## Dataset excerpt
* * * * * * * * *

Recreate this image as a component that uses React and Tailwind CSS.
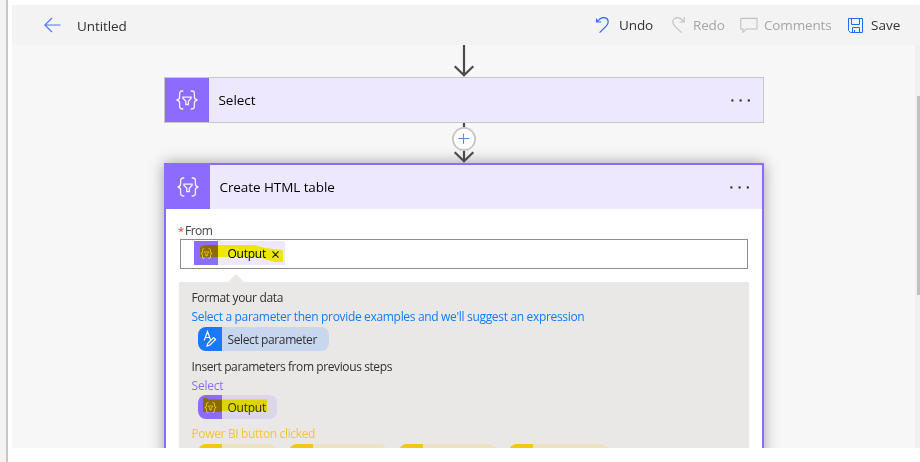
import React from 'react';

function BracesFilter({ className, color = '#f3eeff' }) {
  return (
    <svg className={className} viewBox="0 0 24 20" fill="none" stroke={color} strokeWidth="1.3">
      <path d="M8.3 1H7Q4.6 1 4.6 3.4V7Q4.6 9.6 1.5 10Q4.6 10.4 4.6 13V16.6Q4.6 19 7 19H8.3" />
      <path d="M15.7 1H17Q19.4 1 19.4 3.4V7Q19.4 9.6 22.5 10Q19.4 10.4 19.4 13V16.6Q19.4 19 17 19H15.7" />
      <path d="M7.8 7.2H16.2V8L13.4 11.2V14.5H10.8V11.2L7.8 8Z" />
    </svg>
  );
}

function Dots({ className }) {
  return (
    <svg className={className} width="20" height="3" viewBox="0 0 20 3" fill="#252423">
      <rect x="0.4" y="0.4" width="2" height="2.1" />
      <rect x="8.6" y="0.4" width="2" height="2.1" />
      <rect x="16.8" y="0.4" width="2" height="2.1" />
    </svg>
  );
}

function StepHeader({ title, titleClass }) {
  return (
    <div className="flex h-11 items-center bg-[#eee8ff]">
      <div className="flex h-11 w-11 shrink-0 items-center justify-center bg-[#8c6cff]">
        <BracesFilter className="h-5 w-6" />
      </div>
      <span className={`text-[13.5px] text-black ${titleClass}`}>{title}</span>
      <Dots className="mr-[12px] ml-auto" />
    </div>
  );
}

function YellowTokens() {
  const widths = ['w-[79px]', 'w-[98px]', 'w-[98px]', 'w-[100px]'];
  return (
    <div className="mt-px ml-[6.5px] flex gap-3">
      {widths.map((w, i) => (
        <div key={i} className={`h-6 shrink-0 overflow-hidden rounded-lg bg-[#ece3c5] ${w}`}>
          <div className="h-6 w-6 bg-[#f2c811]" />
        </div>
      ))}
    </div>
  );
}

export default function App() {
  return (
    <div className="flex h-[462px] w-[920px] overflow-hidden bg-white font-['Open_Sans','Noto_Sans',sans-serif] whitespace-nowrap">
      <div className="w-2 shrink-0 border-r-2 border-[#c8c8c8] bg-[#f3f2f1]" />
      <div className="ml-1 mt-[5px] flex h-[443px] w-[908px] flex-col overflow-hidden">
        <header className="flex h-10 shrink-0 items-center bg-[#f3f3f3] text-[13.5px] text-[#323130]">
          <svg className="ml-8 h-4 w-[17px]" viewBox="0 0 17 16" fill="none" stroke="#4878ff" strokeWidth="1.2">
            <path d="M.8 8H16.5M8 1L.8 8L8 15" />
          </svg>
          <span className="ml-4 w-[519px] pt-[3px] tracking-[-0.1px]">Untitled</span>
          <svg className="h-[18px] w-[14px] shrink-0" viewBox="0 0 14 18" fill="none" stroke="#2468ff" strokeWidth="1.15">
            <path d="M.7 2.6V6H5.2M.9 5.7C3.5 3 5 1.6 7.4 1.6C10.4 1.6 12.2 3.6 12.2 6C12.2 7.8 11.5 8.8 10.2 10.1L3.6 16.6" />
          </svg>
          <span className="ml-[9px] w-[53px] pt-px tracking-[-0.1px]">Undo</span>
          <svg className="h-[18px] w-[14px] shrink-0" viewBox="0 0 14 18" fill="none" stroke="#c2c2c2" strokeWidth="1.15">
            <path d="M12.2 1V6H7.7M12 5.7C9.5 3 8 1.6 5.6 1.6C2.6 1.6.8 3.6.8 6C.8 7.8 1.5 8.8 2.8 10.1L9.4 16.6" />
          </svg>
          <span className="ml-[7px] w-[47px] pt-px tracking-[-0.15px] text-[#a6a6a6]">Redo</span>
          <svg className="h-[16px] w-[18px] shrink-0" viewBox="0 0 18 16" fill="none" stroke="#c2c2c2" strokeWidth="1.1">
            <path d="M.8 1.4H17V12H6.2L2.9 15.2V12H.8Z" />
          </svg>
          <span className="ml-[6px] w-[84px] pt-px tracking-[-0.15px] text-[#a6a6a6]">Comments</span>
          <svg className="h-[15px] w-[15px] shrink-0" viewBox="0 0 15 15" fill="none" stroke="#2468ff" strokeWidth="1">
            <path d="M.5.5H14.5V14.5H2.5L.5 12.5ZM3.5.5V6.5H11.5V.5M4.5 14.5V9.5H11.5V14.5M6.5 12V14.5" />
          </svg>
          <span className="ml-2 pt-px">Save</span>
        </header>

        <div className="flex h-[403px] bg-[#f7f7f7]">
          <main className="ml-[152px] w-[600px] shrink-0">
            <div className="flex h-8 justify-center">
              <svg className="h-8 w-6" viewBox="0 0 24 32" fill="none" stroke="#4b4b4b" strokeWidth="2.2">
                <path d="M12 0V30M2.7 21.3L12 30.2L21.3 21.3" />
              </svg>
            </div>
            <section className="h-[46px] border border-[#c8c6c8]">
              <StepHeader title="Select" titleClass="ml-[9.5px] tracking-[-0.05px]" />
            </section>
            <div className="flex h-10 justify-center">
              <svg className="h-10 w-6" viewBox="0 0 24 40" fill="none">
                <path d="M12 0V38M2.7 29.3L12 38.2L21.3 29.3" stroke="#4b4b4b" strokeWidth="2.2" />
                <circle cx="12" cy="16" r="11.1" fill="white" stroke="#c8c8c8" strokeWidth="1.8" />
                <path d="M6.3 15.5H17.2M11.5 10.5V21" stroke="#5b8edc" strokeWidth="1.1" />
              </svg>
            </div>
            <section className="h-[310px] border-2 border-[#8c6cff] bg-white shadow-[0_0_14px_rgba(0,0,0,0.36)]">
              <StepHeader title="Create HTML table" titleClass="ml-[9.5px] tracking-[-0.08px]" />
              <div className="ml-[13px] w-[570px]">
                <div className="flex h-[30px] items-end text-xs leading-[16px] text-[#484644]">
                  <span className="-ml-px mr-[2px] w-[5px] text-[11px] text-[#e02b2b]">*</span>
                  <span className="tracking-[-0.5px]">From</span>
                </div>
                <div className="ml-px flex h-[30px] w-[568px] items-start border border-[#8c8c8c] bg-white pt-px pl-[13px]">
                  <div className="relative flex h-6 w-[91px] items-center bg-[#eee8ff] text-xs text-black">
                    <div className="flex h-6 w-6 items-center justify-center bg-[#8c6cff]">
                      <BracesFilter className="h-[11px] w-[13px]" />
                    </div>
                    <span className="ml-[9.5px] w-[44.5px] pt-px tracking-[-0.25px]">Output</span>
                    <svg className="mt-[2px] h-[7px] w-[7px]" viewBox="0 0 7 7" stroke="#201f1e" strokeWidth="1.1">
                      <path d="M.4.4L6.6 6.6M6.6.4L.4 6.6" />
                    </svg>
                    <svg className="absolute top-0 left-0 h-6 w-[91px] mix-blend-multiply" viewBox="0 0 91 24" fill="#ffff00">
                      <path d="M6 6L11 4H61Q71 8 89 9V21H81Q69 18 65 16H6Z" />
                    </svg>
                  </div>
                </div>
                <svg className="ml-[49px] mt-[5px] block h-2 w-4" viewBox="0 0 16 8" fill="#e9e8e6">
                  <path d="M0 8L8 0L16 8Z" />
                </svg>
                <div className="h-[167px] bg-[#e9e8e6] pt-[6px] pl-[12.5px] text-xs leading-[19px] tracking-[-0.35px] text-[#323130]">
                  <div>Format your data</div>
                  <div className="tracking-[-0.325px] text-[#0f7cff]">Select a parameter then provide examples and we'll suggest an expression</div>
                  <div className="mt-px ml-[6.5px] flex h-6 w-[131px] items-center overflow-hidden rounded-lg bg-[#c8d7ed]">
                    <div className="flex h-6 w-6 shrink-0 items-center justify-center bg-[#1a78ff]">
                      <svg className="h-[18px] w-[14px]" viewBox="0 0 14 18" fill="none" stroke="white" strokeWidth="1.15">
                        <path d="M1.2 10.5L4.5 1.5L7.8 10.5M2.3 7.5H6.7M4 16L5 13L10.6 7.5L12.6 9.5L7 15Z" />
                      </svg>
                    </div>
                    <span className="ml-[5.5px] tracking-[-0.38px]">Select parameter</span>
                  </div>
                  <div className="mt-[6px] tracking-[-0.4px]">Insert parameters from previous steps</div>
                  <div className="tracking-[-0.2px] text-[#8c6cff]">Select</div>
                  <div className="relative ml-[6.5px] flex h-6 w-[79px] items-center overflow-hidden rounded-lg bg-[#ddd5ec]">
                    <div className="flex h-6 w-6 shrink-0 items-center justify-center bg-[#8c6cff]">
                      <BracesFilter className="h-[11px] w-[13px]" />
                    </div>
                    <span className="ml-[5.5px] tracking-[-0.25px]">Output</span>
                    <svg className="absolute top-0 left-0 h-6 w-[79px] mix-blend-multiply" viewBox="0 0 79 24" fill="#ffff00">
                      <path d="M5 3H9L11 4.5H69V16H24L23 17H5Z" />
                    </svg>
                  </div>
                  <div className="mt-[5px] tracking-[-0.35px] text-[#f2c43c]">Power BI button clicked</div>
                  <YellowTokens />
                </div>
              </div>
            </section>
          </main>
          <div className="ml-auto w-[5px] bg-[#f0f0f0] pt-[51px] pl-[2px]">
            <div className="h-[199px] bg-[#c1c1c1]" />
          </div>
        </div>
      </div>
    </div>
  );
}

* * * * * * * * *

Up to and including the line with "import React from 'react';", copy the data above from its first line. Skip pictures.

Recreate this image as a component that uses React and Tailwind CSS.
import React from 'react';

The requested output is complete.